Check each line of the data below for the word "React", then extract the ones that have it.

start Entries

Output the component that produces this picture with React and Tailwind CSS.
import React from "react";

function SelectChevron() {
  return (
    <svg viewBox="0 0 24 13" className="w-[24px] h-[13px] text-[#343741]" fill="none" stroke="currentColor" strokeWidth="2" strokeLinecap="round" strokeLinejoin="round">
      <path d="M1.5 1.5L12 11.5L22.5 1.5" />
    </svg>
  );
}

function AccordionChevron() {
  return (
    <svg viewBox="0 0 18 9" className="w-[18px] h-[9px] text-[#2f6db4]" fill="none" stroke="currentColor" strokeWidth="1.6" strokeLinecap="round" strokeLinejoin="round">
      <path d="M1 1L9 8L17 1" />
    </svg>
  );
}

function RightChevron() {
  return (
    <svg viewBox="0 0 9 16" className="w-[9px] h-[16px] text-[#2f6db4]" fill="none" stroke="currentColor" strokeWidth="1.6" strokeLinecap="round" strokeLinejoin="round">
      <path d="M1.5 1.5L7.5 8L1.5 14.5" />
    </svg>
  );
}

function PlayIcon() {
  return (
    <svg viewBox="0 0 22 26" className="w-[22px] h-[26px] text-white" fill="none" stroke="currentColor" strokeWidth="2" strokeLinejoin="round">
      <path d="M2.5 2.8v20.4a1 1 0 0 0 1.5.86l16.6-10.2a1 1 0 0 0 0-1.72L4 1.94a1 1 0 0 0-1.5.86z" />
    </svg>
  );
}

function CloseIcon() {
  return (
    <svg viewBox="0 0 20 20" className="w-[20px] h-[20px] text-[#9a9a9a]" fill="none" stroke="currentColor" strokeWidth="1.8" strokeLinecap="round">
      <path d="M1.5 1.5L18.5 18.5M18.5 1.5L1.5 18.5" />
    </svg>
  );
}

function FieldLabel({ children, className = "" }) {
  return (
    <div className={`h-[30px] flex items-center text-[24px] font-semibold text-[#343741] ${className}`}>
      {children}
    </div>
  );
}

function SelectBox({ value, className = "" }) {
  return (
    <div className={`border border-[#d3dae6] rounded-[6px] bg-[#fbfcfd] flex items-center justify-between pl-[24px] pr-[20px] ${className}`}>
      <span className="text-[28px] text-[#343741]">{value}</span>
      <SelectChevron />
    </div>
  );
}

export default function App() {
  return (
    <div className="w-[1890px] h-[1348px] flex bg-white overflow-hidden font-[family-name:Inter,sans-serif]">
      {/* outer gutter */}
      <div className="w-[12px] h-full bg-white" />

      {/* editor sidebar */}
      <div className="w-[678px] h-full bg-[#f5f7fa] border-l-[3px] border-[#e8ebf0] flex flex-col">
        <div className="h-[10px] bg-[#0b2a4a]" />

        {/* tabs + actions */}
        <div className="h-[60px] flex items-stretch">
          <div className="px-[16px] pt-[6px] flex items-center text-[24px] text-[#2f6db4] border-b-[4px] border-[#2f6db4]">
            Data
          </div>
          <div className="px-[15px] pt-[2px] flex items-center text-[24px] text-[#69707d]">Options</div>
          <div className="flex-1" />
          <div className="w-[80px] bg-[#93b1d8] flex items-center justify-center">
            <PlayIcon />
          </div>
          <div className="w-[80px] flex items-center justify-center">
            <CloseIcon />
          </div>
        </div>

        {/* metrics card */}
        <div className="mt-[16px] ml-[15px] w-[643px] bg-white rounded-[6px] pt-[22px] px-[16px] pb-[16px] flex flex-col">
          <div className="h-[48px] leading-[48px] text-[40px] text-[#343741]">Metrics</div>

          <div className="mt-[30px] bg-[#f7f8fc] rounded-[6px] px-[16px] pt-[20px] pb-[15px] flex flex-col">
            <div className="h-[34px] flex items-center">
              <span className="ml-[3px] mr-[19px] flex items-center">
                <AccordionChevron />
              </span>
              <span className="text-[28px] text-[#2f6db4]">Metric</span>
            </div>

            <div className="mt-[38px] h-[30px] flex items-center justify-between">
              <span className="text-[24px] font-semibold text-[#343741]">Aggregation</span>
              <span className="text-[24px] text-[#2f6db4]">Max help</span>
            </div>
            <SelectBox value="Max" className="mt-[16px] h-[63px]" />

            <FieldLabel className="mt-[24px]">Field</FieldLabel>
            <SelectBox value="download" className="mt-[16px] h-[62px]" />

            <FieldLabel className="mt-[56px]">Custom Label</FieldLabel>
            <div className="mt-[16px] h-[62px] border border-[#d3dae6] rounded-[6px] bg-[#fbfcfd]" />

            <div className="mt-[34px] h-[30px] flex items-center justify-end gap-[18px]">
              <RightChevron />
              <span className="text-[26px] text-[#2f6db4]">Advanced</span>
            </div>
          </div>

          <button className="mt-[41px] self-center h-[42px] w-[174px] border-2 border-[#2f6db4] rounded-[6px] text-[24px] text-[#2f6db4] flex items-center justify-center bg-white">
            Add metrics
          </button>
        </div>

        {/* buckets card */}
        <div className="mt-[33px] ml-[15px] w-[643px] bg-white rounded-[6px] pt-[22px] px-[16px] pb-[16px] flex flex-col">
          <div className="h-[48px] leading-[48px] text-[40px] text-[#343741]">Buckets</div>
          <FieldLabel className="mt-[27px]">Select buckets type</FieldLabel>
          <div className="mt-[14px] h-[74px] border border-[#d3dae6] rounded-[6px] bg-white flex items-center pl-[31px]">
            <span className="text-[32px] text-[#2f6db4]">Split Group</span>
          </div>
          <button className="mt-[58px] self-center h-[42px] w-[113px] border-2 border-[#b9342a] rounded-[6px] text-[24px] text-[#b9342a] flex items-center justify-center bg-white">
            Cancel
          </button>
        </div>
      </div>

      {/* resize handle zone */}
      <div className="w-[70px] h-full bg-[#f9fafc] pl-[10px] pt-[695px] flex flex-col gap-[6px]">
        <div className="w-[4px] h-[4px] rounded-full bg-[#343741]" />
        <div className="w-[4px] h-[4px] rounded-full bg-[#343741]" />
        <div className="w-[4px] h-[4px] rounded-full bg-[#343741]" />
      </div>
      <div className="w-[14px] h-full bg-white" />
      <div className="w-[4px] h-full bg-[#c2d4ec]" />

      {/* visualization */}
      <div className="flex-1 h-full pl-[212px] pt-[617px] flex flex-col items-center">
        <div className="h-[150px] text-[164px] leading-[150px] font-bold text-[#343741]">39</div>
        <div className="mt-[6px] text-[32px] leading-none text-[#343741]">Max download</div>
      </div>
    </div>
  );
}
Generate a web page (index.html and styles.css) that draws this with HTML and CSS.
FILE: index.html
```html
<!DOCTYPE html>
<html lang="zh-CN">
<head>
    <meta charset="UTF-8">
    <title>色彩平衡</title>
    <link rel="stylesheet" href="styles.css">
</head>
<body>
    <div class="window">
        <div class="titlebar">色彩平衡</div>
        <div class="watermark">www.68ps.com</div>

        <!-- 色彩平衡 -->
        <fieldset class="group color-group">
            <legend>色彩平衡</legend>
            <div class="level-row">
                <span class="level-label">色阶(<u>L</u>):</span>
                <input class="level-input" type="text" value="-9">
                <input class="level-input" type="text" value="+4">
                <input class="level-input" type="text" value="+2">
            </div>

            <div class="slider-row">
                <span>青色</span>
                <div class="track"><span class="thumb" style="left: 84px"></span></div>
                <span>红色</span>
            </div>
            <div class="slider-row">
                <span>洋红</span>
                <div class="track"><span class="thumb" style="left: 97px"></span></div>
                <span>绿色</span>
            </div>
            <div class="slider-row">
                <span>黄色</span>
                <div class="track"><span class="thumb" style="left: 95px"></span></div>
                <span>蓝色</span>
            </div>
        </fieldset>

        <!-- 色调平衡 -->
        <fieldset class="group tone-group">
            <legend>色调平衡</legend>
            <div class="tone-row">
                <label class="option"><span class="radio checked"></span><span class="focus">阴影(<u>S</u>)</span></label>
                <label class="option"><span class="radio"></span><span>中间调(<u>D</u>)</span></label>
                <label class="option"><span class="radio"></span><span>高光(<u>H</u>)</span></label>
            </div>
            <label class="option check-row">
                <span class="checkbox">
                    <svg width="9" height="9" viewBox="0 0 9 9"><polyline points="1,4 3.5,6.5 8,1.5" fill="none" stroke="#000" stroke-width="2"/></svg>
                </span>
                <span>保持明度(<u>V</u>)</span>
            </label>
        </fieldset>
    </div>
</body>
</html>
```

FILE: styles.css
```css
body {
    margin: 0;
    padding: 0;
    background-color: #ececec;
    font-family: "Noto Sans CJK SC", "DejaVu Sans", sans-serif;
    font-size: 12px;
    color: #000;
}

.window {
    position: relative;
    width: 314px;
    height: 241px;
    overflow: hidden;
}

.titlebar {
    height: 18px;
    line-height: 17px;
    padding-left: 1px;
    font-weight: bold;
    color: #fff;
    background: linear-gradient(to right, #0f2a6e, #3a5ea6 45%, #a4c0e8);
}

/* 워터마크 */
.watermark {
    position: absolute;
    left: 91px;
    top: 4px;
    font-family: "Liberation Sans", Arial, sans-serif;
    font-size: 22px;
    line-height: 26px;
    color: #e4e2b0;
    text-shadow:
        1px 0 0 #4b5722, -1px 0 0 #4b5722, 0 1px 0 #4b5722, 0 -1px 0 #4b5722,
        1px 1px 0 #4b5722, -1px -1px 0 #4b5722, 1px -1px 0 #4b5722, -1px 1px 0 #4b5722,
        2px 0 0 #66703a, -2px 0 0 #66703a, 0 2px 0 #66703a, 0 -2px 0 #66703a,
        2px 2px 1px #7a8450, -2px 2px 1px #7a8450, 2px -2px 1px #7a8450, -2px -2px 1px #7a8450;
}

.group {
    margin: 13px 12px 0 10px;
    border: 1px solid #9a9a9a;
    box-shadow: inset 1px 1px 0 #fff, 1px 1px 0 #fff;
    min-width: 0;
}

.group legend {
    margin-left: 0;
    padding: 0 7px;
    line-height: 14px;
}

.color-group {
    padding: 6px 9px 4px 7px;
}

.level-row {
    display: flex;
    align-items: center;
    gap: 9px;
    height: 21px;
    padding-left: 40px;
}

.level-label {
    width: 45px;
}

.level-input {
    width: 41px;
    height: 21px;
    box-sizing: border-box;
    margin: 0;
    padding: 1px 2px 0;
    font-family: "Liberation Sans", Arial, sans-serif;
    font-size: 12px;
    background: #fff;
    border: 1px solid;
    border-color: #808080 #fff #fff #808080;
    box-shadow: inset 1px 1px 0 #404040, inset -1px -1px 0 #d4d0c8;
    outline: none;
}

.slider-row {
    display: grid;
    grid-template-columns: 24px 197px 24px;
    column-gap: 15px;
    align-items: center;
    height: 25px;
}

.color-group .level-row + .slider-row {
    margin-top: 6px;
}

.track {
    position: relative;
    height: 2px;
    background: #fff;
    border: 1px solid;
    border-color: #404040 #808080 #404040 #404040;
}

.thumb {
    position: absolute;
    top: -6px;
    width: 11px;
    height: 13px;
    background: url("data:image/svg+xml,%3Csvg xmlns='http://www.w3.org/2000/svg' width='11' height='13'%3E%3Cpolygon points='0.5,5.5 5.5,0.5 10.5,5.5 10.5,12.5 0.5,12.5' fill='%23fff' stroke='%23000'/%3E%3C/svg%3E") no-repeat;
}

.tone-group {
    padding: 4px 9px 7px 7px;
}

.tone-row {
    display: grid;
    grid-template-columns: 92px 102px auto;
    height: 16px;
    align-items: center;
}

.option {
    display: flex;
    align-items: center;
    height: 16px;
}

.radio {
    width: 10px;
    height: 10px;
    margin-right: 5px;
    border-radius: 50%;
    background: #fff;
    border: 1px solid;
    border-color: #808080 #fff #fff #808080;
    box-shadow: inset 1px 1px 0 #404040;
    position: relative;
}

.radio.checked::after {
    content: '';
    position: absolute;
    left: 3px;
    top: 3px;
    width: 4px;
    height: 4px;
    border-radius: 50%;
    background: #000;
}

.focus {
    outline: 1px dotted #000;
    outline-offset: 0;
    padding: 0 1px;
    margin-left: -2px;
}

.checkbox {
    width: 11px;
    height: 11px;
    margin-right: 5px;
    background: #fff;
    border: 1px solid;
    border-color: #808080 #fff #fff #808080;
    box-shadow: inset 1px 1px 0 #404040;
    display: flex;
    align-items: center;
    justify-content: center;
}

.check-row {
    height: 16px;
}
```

end Entries

**Response:**
Output the component that produces this picture with React and Tailwind CSS.
import React from "react";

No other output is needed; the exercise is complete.